27th April 2023 – The sustainability commitment paradox, a new research report by Standard Chartered, reveals that despite 54% of global companies surveyed being willing to prioritise positive environmental and social impacts over financial returns, less than 30% of respondents have made concrete sustainability commitments or set targets. Faced with a lack of funding for sustainability initiatives, inconsistent data on ESG-related supplier compliance and the concern of optimising shipping to reduce emissions, progress for many companies remains stubbornly slow.
Sustainability across the supply chain
Overall, large corporates demonstrated a higher level of progress on sustainability action, proving they are critical to accelerating the agenda. But more leadership is required, as less than a third of companies overall have made commitments regarding their operational impact, revealing lack of tangible action. 65% of large anchor corporates are or would be willing to trade off financial returns for positive sustainability outcomes, compared with 47% of mid-sized companies.

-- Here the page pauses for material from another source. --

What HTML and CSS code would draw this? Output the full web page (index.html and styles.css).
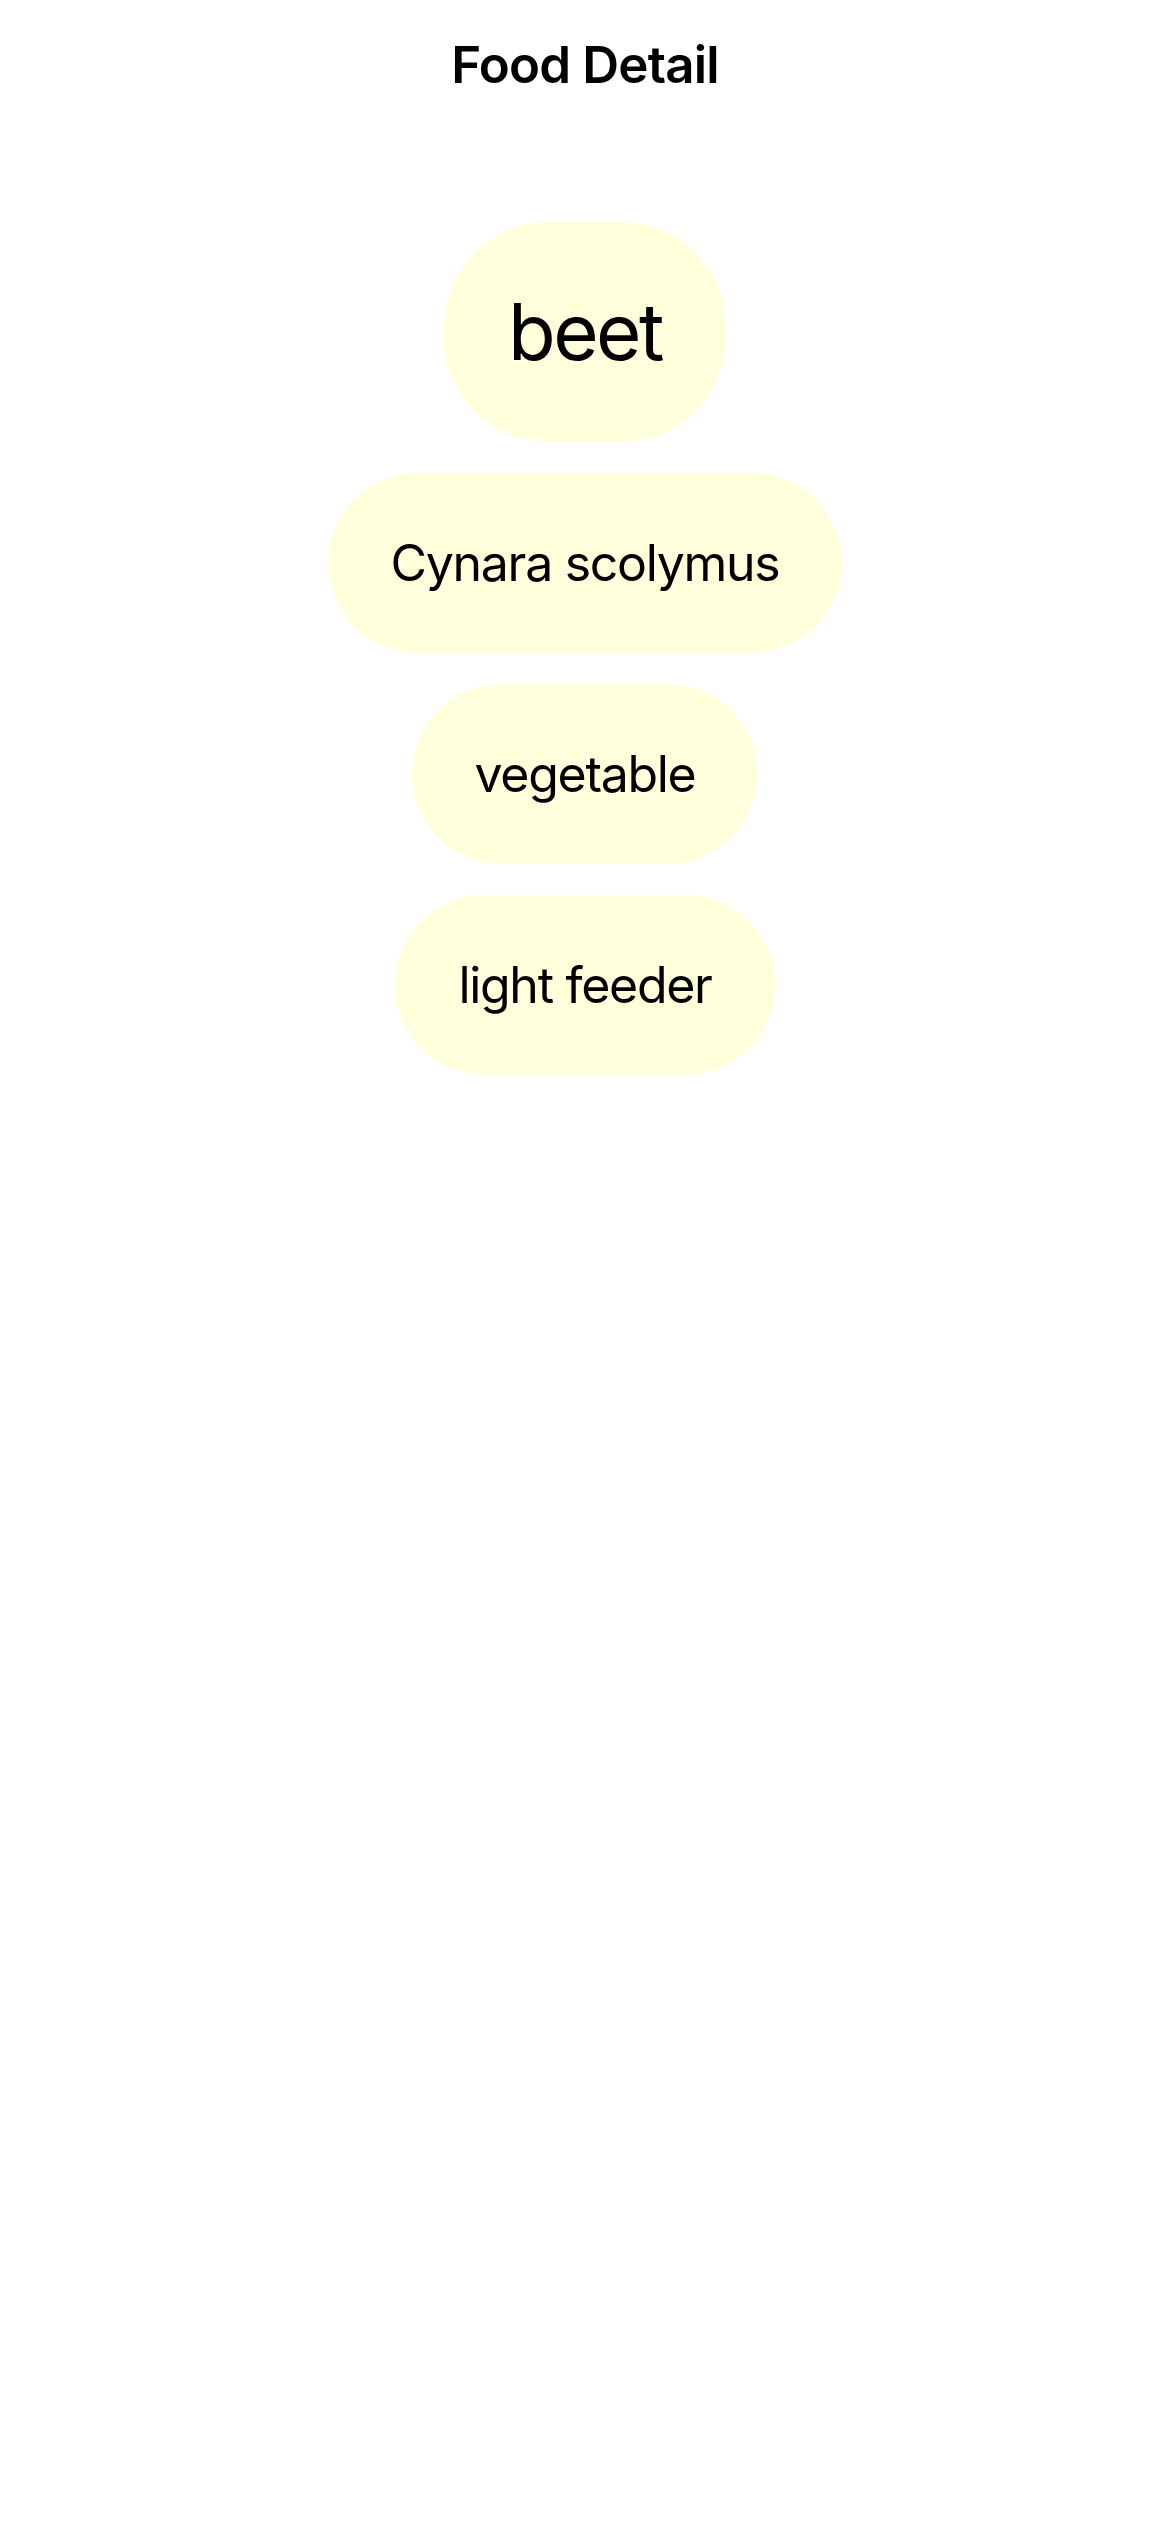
FILE: index.html
```html
<!DOCTYPE html>
<html lang="en">
<head>
<meta charset="utf-8">
<title>Food Detail</title>
<link rel="stylesheet" href="styles.css">
</head>
<body>
<header class="nav">
  <h1 class="nav-title">Food Detail</h1>
</header>
<main class="detail">
  <div class="pill pill-large">beet</div>
  <div class="pill">Cynara scolymus</div>
  <div class="pill">vegetable</div>
  <div class="pill">light feeder</div>
</main>
</body>
</html>
```

FILE: styles.css
```css
html, body {
  margin: 0;
  padding: 0;
  background: #ffffff;
}

body {
  width: 1170px;
  min-height: 2532px;
  font-family: Inter, "Noto Sans", "Liberation Sans", sans-serif;
  color: #000000;
}

.nav {
  height: 130px;
  display: flex;
  align-items: center;
  justify-content: center;
}

.nav-title {
  margin: 0;
  font-size: 51px;
  font-weight: 600;
  line-height: 60px;
  letter-spacing: -0.8px;
}

.detail {
  display: flex;
  flex-direction: column;
  align-items: center;
  gap: 31px;
  padding-top: 92px;
}

.pill {
  background: #ffffdc;
  border-radius: 90px;
  padding: 60px 63px;
  font-size: 50px;
  line-height: 60px;
  font-weight: 400;
  letter-spacing: -1.3px;
  white-space: nowrap;
}

.pill-large {
  border-radius: 104px;
  padding: 60px 64px;
  font-size: 78px;
  line-height: 100px;
  letter-spacing: -2.6px;
}
```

Among those who have yet to take action to improve sustainability, only 24% of large anchor corporates are planning to reduce waste, energy consumption, and water usage, compared to just 19% of mid-sized companies. Additionally, 36% of large anchor corporates plan to use more recycled and reusable materials, compared to 28% of mid-sized companies. And as climate risk becomes more urgent, 38% of large anchor corporates already have contingency plans in place if their supply chains are impacted by environmental issues, while another 38% plan to do so. In comparison, only 25% of mid-sized companies have made contingency plans, and 50% plan to develop them. Approximately 45% of all companies surveyed plan to purchase carbon credits to offset emissions, which highlights the rising importance of quality carbon credits and accessible markets.
“As many of our clients grapple with the expectations placed on their companies for strong environmental and social stewardship, we’re working hard at Standard Chartered to guide them through the challenge by providing targeted products, insight and data. Our clients universally want to play a role in delivering a more sustainable future while still continuing to pursue their strategic ambitions, which in the intermediate-to longer-term should not be mutually exclusive, nor should sustainable practices only be in realistic reach for the largest companies.” said Marisa Drew, Chief Sustainability Officer, Standard Chartered.
What is preventing companies from setting commitments and targets
Access to finance and data, along with a lack of ESG-compliant shipping, emerged as critical challenges. For approximately 70% of large corporates and mid-sized companies, obtaining funding or finance for ESG and sustainability-related expenses and investments is a major issue. This is followed closely by the challenge of accessing data and reporting on the ESG practices of suppliers for almost 60% of all the companies surveyed. Approximately half also highlighted their concern in optimising shipments, logistics and distribution routes for ESG compliance.
What is being done: enabling end-to-end sustainable supply chains
Encouragingly, all companies surveyed are taking a broad supply chain view of sustainability by looking outside their operations and products. This is especially critical as it is estimated that total supply emissions are on average 11.4 times higher than a company’s own operational emissions 1 . 44% of mid-sized companies and 39% of large anchor corporates plan to provide incentives for their suppliers to produce more sustainable products and operate in more sustainable ways. In addition, supporting suppliers with access to finance and know-how for environment programmes is a priority for almost 45% of both mid-sized companies and large anchor corporates.
Specifically for Europe and North America 2 , 55% of those surveyed would be willing to trade off positive environment and social impacts for lower financial returns and profit. Although 78% have already made commitments or targets for implementing sustainable investment or treasury management solutions, many are planning to, or will not at all, to set targets for reducing emissions and reaching net zero carbon emission (88%), sourcing from suppliers with robust environmental standards (73%) and reducing waste from the firm’s operations and products (81%). Over two thirds (71%) of those responding from Europe and North America state that it’s challenging to measure the impact of EGS and sustainable investments, with 68% agreeing it is important for the industry to settle on and use a consistent set of ESG and sustainability metrics.
Karin Flinspach, Regional Head of Transaction Banking for Europe and Americas, Standard Chartered, said: “We recognise the challenges that companies face when implementing sustainability across their supply chains. We believe financing incentives coupled with innovative solutions, such as sustainable supply chain finance platforms can play a key part in addressing some of the crucial roadblocks. Our Sustainable Trade Finance proposition and the partnerships we are forging with third party platforms such as Taulia, Demica and Linklogis are designed to help our clients transition to sustainable practices with confidence.”
- CDP, Transparency to Transformation: A Chain Reaction, Global Supply Chain Report 2020, February 2021
- Respondents for this regional data cut represent forty companies from the United States of America, the United Kingdom, Germany, Spain, France and Sweden.